### GIVEN INSTRUCTION
Which lines in the material below contain the word "Tailwind"? Copy each of them.

### GIVEN RECORDS
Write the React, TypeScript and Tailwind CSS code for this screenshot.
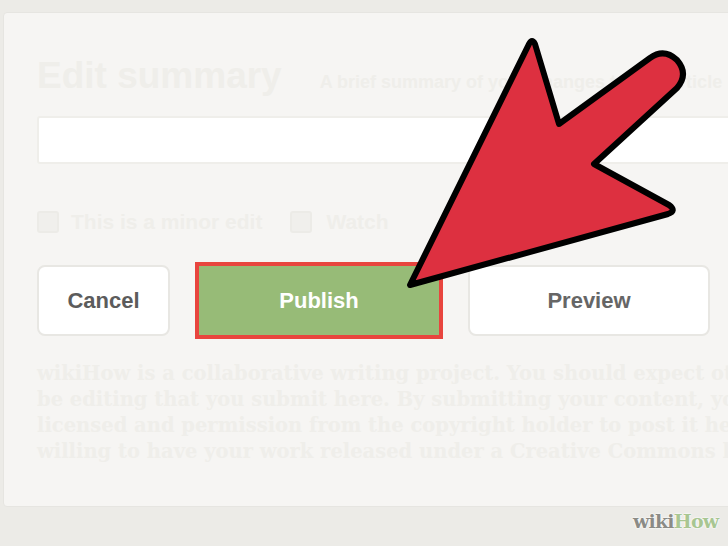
import React from "react";

export default function App() {
  return (
    <div
      className="relative w-[728px] h-[546px] overflow-hidden bg-[#ecebe7]"
      style={{ fontFamily: '"Liberation Sans", Arial, sans-serif' }}
    >
      <div className="mt-[12px] ml-[3px] w-[780px] h-[495px] overflow-hidden bg-[#f6f5f3] border border-[#e6e5e1] rounded-tl-[4px] rounded-bl-[4px] pl-[33px] pt-[45px]">
        <div className="flex items-baseline gap-[38px] h-[36px] whitespace-nowrap">
          <span className="text-[37px] leading-[36px] font-bold text-[#efeeea]">Edit summary</span>
          <span className="text-[18px] font-bold text-[#efeeea]">A brief summary of your changes to this article</span>
        </div>
        <div className="mt-[22px] h-[48px] w-[720px] bg-white border-2 border-[#efeeea] rounded-[3px]" />
        <div className="mt-[46px] h-[24px] flex items-center whitespace-nowrap text-[21px] font-bold text-[#efeeea]">
          <span className="w-[22px] h-[22px] rounded-[3px] border-2 border-[#ecebe7] bg-[#f0efec]" />
          <span className="ml-[12px]">This is a minor edit</span>
          <span className="ml-[28px] w-[22px] h-[22px] rounded-[3px] border-2 border-[#ecebe7] bg-[#f0efec]" />
          <span className="ml-[14px]">Watch</span>
        </div>
        <div className="mt-[28px] h-[77px] flex items-center">
          <div className="w-[133px] h-[71px] flex items-center justify-center bg-white border-2 border-[#e8e7e3] rounded-[8px] text-[22px] font-bold text-[#5c5c5c]">
            Cancel
          </div>
          <div className="ml-[25px] w-[248px] h-[77px] flex items-center justify-center bg-[#97bb77] border-[4px] border-[#e8453e] text-[22px] font-bold text-white">
            Publish
          </div>
          <div className="ml-[25px] w-[242px] h-[71px] flex items-center justify-center bg-white border-2 border-[#e8e7e3] rounded-[8px] text-[22px] font-bold text-[#666666]">
            Preview
          </div>
        </div>
        <div
          className="mt-[22px] text-[19.5px] leading-[26px] font-bold text-[#efeeea] whitespace-nowrap"
          style={{ fontFamily: '"DejaVu Serif", "Liberation Serif", serif' }}
        >
          <div>wikiHow is a collaborative writing project. You should expect others to</div>
          <div>be editing that you submit here. By submitting your content, you agree</div>
          <div>licensed and permission from the copyright holder to post it here, if you are</div>
          <div>willing to have your work released under a Creative Commons license.</div>
        </div>
      </div>
      <div
        className="absolute left-[633px] top-[512px] text-[19px] font-bold leading-none"
        style={{
          fontFamily: '"DejaVu Serif", "Liberation Serif", serif',
          textShadow: "0 0 2px #ffffff, 0 0 2px #ffffff",
          letterSpacing: "-0.8px",
        }}
      >
        <span className="text-[#8b8b86]">wiki</span>
        <span className="text-[#a8c692]">How</span>
      </div>
      <svg
        className="absolute left-0 top-0"
        width="728"
        height="546"
        viewBox="0 0 728 546"
      >
        <path
          d="M 410 285 L 529 44 Q 532 38 535 44 L 559 124 L 650 58 Q 664 48 677 60 Q 689 74 677 88 L 594 164 L 669 205 Q 677 211 668 214 L 410 285 Z"
          fill="#dd3040"
          stroke="#000000"
          strokeWidth="6"
          strokeLinejoin="round"
        />
      </svg>
    </div>
  );
}
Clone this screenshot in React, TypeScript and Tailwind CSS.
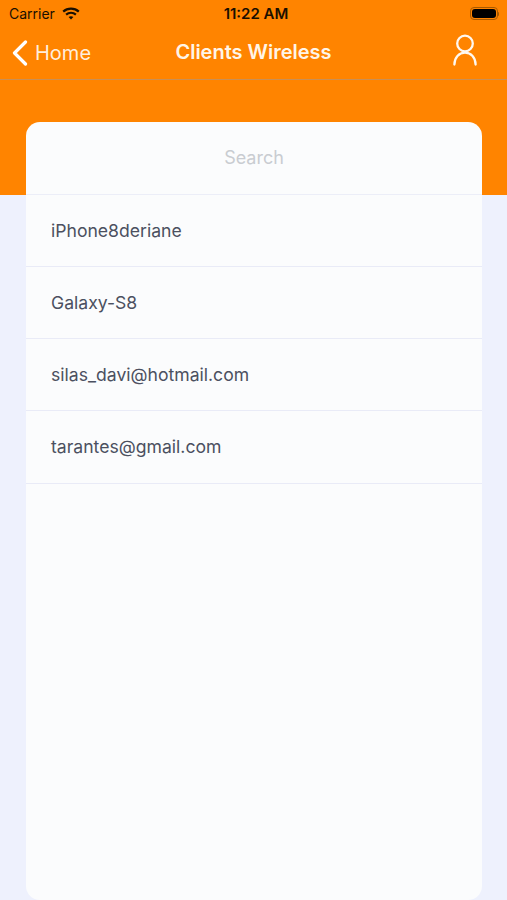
import React from 'react';

const clients = ['iPhone8deriane', 'Galaxy-S8', 'silas_davi@hotmail.com', 'tarantes@gmail.com'];

const WifiIcon = () => (
  <svg width="18" height="13" viewBox="0 0 18 13" fill="none" stroke="#1a0f00" strokeLinecap="butt">
    <path d="M1.2 4.6C5.6 0.6 12.4 0.6 16.8 4.6" strokeWidth="2.2" />
    <path d="M4.1 7.6C6.9 5.1 11.1 5.1 13.9 7.6" strokeWidth="2.2" />
    <path d="M9 12.6L6.6 10.1C8 8.9 10 8.9 11.4 10.1Z" fill="#1a0f00" stroke="none" />
  </svg>
);

const BatteryIcon = () => (
  <div className="flex items-center">
    <div className="w-[28px] h-[13px] rounded-[4px] border border-[#a85a00] p-[1px]">
      <div className="w-full h-full rounded-[3px] bg-black" />
    </div>
    <div className="w-[1.5px] h-[4px] bg-[#a85a00] rounded-r-sm" />
  </div>
);

const UserIcon = () => (
  <svg width="24" height="32" viewBox="0 0 24 32" fill="none" stroke="#fff8f0" strokeWidth="2.3" strokeLinecap="round">
    <circle cx="12" cy="9.5" r="7.8" />
    <path d="M1.4 30.5C1.4 23.5 6 18.6 12 18.6C18 18.6 22.6 23.5 22.6 30.5" />
  </svg>
);

export default function App() {
  return (
    <div className="h-[900px] overflow-hidden bg-[#eef1fd] font-['Inter','Liberation_Sans',sans-serif]">
      {/* orange header */}
      <div className="h-[195px] bg-[#ff8400]">
        <div className="h-[27px] pl-[9px] pr-[8px] flex items-center justify-between text-[14px] text-[#1a0f00]">
          <div className="flex-1 flex items-center gap-[7px]">
            <span className="leading-none">Carrier</span>
            <WifiIcon />
          </div>
          <span className="ml-[4px] text-[15px] font-semibold leading-none">11:22 AM</span>
          <div className="flex-1 flex justify-end">
            <BatteryIcon />
          </div>
        </div>
        <div className="h-[53px] border-b border-[#c98f55] pl-[12px] pr-[30px] flex items-center justify-between text-white">
          <div className="flex-1 flex items-center gap-[7px]">
            <svg width="16" height="26" viewBox="0 0 16 26" fill="none" stroke="white" strokeWidth="3.2" strokeLinecap="round" strokeLinejoin="round">
              <path d="M13.5 2L2.5 13L13.5 24" />
            </svg>
            <span className="text-[20px] text-[#ffeedd]">Home</span>
          </div>
          <span className="ml-[18px] -mt-[2px] text-[20px] font-semibold text-[#fff5e8]">Clients Wireless</span>
          <div className="flex-1 flex justify-end -mt-[6px]">
            <UserIcon />
          </div>
        </div>
      </div>

      {/* card */}
      <div className="ml-[26px] mr-[25px] -mt-[73px] relative h-[778px] rounded-[14px] bg-[#fbfcfd]">
        <div className="h-[73px] pb-[2px] border-b border-[#eceef8] flex items-center justify-center text-[18px] text-[#c9ccd1]">
          Search
        </div>
        {clients.map((name, i) => (
          <div key={name} className={`${i === 3 ? 'h-[73px]' : 'h-[72px]'} border-b border-[#e9ebf7] pl-[25px] pt-[1px] flex items-center text-[17.6px] text-[#4b5060]`}>
            {name}
          </div>
        ))}
      </div>
    </div>
  );
}
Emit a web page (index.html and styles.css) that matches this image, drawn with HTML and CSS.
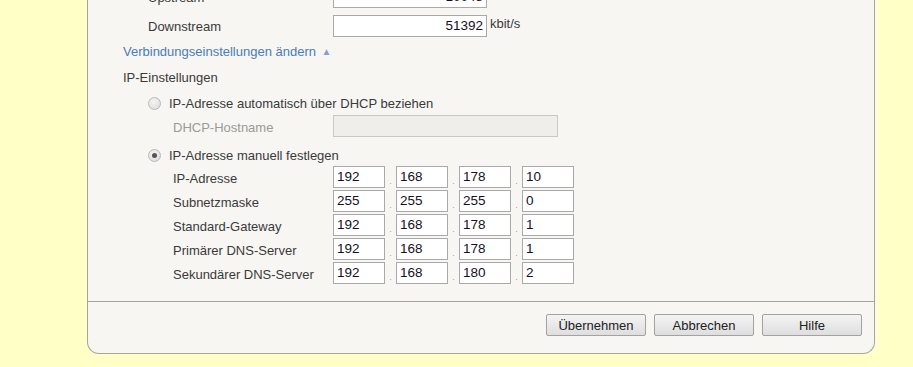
FILE: index.html
```html
<!DOCTYPE html>
<html lang="de">
<head>
<meta charset="utf-8">
<title>Internetzugang</title>
<link rel="stylesheet" href="styles.css">
</head>
<body>
<div class="panel">
  <div class="content">
    <div class="rate-row first">
      <span class="rate-label">Upstream</span>
      <span class="field rate-field">10048</span>
      <span class="unit">kbit/s</span>
    </div>
    <div class="rate-row">
      <span class="rate-label">Downstream</span>
      <span class="field rate-field">51392</span>
      <span class="unit">kbit/s</span>
    </div>
    <div class="toggle-link">Verbindungseinstellungen ändern <span class="tri">▲</span></div>
    <div class="section-title">IP-Einstellungen</div>
    <div class="radio-row r1"><span class="radio"></span><span class="radio-label">IP-Adresse automatisch über DHCP beziehen</span></div>
    <div class="sub-row host-row"><span class="sub-label disabled">DHCP-Hostname</span><span class="field host-field"></span></div>
    <div class="radio-row r2"><span class="radio checked"></span><span class="radio-label">IP-Adresse manuell festlegen</span></div>
    <div class="ip-rows">
      <div class="sub-row"><span class="sub-label">IP-Adresse</span><span class="field oct">192</span><span class="dot">.</span><span class="field oct">168</span><span class="dot">.</span><span class="field oct">178</span><span class="dot">.</span><span class="field oct">10</span></div>
      <div class="sub-row"><span class="sub-label">Subnetzmaske</span><span class="field oct">255</span><span class="dot">.</span><span class="field oct">255</span><span class="dot">.</span><span class="field oct">255</span><span class="dot">.</span><span class="field oct">0</span></div>
      <div class="sub-row"><span class="sub-label">Standard-Gateway</span><span class="field oct">192</span><span class="dot">.</span><span class="field oct">168</span><span class="dot">.</span><span class="field oct">178</span><span class="dot">.</span><span class="field oct">1</span></div>
      <div class="sub-row"><span class="sub-label">Primärer DNS-Server</span><span class="field oct">192</span><span class="dot">.</span><span class="field oct">168</span><span class="dot">.</span><span class="field oct">178</span><span class="dot">.</span><span class="field oct">1</span></div>
      <div class="sub-row"><span class="sub-label">Sekundärer DNS-Server</span><span class="field oct">192</span><span class="dot">.</span><span class="field oct">168</span><span class="dot">.</span><span class="field oct">180</span><span class="dot">.</span><span class="field oct">2</span></div>
    </div>
  </div>
  <div class="footer">
    <button class="btn">Übernehmen</button>
    <button class="btn">Abbrechen</button>
    <button class="btn">Hilfe</button>
  </div>
</div>
</body>
</html>
```
FILE: styles.css
```css
html, body {
  margin: 0;
  padding: 0;
  background: #ffffc6;
  height: 100%;
  overflow: hidden;
}
body {
  font-family: "Liberation Sans", Arial, sans-serif;
  font-size: 13px;
  color: #3a3a3a;
}
.panel {
  margin: -30px 0 0 87px;
  width: 786px;
  background: #f7f6f2;
  border: 1px solid #a4a79d;
  border-top: none;
  border-radius: 0 0 12px 12px;
  box-shadow: 1px 0 0 #fbfbe0, 5px 0 0 #ffffd2;
}
.content {
  padding: 0 0 17px 35px;
  display: flex;
  flex-direction: column;
  align-items: flex-start;
}
.field {
  box-sizing: border-box;
  display: inline-block;
  height: 22px;
  border: 1px solid #a9a9a9;
  background: #fff;
  color: #15101e;
  font-size: 13.5px;
  line-height: 20px;
  padding: 0 3px;
}
.rate-row {
  display: flex;
  align-items: center;
  height: 22px;
  margin-top: 7px;
}
.rate-row.first { margin-top: 16px; }
.rate-label {
  width: 210px;
  padding-left: 25px;
  box-sizing: border-box;
}
.rate-field {
  width: 154px;
  text-align: right;
}
.unit {
  margin-left: 3px;
  align-self: flex-start;
  line-height: 18px;
}
.toggle-link {
  color: #4a7db4;
  line-height: 16px;
  margin-top: 7px;
}
.tri {
  font-size: 10px;
  color: #7ea3ca;
  vertical-align: 1px;
  margin-left: 2px;
}
.section-title {
  line-height: 16px;
  margin-top: 10px;
}
.radio-row {
  display: flex;
  align-items: center;
  height: 16px;
  margin-left: 25px;
}
.radio-row.r1 { margin-top: 9px; }
.radio-row.r2 { margin-top: 10px; }
.radio {
  box-sizing: border-box;
  width: 13px;
  height: 13px;
  border-radius: 50%;
  border: 1px solid #b9b9b9;
  background: radial-gradient(circle at 40% 35%, #f4f4f4, #d8d8d8);
  position: relative;
  margin-right: 8px;
}
.radio.checked::after {
  content: "";
  position: absolute;
  left: 3px;
  top: 3px;
  width: 5px;
  height: 5px;
  border-radius: 50%;
  background: #555;
}
.sub-row {
  display: flex;
  align-items: center;
  height: 22px;
}
.host-row { margin-top: 4px; }
.sub-label {
  width: 210px;
  padding-left: 50px;
  box-sizing: border-box;
  padding-top: 2px;
}
.sub-label.disabled { color: #9a9a9a; }
.host-field {
  width: 225px;
  background: #efeeea;
  border-color: #c9c9c5;
}
.ip-rows {
  margin-top: 3px;
  display: flex;
  flex-direction: column;
  gap: 2px;
}
.oct { width: 52px; }
.dot {
  width: 11px;
  text-align: center;
  color: #a0a0a0;
  font-size: 9px;
  align-self: flex-end;
  line-height: 14px;
}
.footer {
  border-top: 1px solid #a4a79d;
  display: flex;
  justify-content: flex-end;
  gap: 8px;
  padding: 12px 12px 17px 0;
}
.btn {
  box-sizing: border-box;
  width: 100px;
  height: 22px;
  border: 1px solid #a2a2a2;
  border-radius: 2px;
  background: linear-gradient(#f4f4f4, #dedede);
  font-family: "Liberation Sans", Arial, sans-serif;
  font-size: 13px;
  color: #222;
  padding: 0;
}
```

### RESPONSE TO THE TASK
Write the React, TypeScript and Tailwind CSS code for this screenshot.
Clone this screenshot in React, TypeScript and Tailwind CSS.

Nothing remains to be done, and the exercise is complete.